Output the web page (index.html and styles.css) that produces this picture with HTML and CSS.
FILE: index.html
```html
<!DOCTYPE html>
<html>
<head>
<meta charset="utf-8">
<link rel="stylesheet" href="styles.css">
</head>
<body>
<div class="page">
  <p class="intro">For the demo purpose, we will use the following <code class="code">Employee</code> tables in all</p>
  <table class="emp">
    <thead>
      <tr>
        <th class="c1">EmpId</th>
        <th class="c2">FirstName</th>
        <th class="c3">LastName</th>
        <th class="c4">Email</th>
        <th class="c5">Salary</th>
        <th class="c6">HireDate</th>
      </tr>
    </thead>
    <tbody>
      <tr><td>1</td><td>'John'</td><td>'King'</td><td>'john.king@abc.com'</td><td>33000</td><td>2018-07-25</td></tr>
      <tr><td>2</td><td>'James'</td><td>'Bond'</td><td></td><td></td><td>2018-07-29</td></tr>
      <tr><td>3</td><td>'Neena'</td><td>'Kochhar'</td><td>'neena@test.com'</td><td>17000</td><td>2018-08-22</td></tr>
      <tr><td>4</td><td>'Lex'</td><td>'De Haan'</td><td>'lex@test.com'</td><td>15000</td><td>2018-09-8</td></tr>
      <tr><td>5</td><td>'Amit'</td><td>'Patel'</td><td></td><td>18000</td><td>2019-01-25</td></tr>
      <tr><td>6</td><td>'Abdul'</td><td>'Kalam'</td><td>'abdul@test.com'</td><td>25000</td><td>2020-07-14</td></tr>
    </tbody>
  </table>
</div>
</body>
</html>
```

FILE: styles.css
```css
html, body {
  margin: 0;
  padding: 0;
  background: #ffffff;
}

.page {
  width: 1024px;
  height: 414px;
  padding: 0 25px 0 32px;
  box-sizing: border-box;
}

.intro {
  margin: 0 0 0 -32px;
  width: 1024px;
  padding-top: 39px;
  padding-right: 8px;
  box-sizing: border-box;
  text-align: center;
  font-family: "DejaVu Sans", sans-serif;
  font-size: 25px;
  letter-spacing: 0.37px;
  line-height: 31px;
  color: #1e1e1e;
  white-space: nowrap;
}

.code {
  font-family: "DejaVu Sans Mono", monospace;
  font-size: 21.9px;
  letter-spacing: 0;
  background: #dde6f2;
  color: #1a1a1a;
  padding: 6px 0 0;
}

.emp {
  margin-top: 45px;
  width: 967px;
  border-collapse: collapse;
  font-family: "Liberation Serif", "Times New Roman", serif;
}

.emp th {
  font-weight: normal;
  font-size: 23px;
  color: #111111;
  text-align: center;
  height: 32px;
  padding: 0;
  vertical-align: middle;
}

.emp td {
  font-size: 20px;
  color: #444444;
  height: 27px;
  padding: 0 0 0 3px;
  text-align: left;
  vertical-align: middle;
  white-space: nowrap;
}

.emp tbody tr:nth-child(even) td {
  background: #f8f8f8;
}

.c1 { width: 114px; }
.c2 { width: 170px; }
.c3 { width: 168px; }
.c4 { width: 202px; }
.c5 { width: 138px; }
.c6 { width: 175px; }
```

# # # #

» **WHAT TO DO**: Repeat the data exactly. Leave nothing out.

» **WRITTEN ANSWER**:
Output the web page (index.html and styles.css) that produces this picture with HTML and CSS.
FILE: index.html
```html
<!DOCTYPE html>
<html>
<head>
<meta charset="utf-8">
<link rel="stylesheet" href="styles.css">
</head>
<body>
<div class="page">
  <p class="intro">For the demo purpose, we will use the following <code class="code">Employee</code> tables in all</p>
  <table class="emp">
    <thead>
      <tr>
        <th class="c1">EmpId</th>
        <th class="c2">FirstName</th>
        <th class="c3">LastName</th>
        <th class="c4">Email</th>
        <th class="c5">Salary</th>
        <th class="c6">HireDate</th>
      </tr>
    </thead>
    <tbody>
      <tr><td>1</td><td>'John'</td><td>'King'</td><td>'john.king@abc.com'</td><td>33000</td><td>2018-07-25</td></tr>
      <tr><td>2</td><td>'James'</td><td>'Bond'</td><td></td><td></td><td>2018-07-29</td></tr>
      <tr><td>3</td><td>'Neena'</td><td>'Kochhar'</td><td>'neena@test.com'</td><td>17000</td><td>2018-08-22</td></tr>
      <tr><td>4</td><td>'Lex'</td><td>'De Haan'</td><td>'lex@test.com'</td><td>15000</td><td>2018-09-8</td></tr>
      <tr><td>5</td><td>'Amit'</td><td>'Patel'</td><td></td><td>18000</td><td>2019-01-25</td></tr>
      <tr><td>6</td><td>'Abdul'</td><td>'Kalam'</td><td>'abdul@test.com'</td><td>25000</td><td>2020-07-14</td></tr>
    </tbody>
  </table>
</div>
</body>
</html>
```

FILE: styles.css
```css
html, body {
  margin: 0;
  padding: 0;
  background: #ffffff;
}

.page {
  width: 1024px;
  height: 414px;
  padding: 0 25px 0 32px;
  box-sizing: border-box;
}

.intro {
  margin: 0 0 0 -32px;
  width: 1024px;
  padding-top: 39px;
  padding-right: 8px;
  box-sizing: border-box;
  text-align: center;
  font-family: "DejaVu Sans", sans-serif;
  font-size: 25px;
  letter-spacing: 0.37px;
  line-height: 31px;
  color: #1e1e1e;
  white-space: nowrap;
}

.code {
  font-family: "DejaVu Sans Mono", monospace;
  font-size: 21.9px;
  letter-spacing: 0;
  background: #dde6f2;
  color: #1a1a1a;
  padding: 6px 0 0;
}

.emp {
  margin-top: 45px;
  width: 967px;
  border-collapse: collapse;
  font-family: "Liberation Serif", "Times New Roman", serif;
}

.emp th {
  font-weight: normal;
  font-size: 23px;
  color: #111111;
  text-align: center;
  height: 32px;
  padding: 0;
  vertical-align: middle;
}

.emp td {
  font-size: 20px;
  color: #444444;
  height: 27px;
  padding: 0 0 0 3px;
  text-align: left;
  vertical-align: middle;
  white-space: nowrap;
}

.emp tbody tr:nth-child(even) td {
  background: #f8f8f8;
}

.c1 { width: 114px; }
.c2 { width: 170px; }
.c3 { width: 168px; }
.c4 { width: 202px; }
.c5 { width: 138px; }
.c6 { width: 175px; }
```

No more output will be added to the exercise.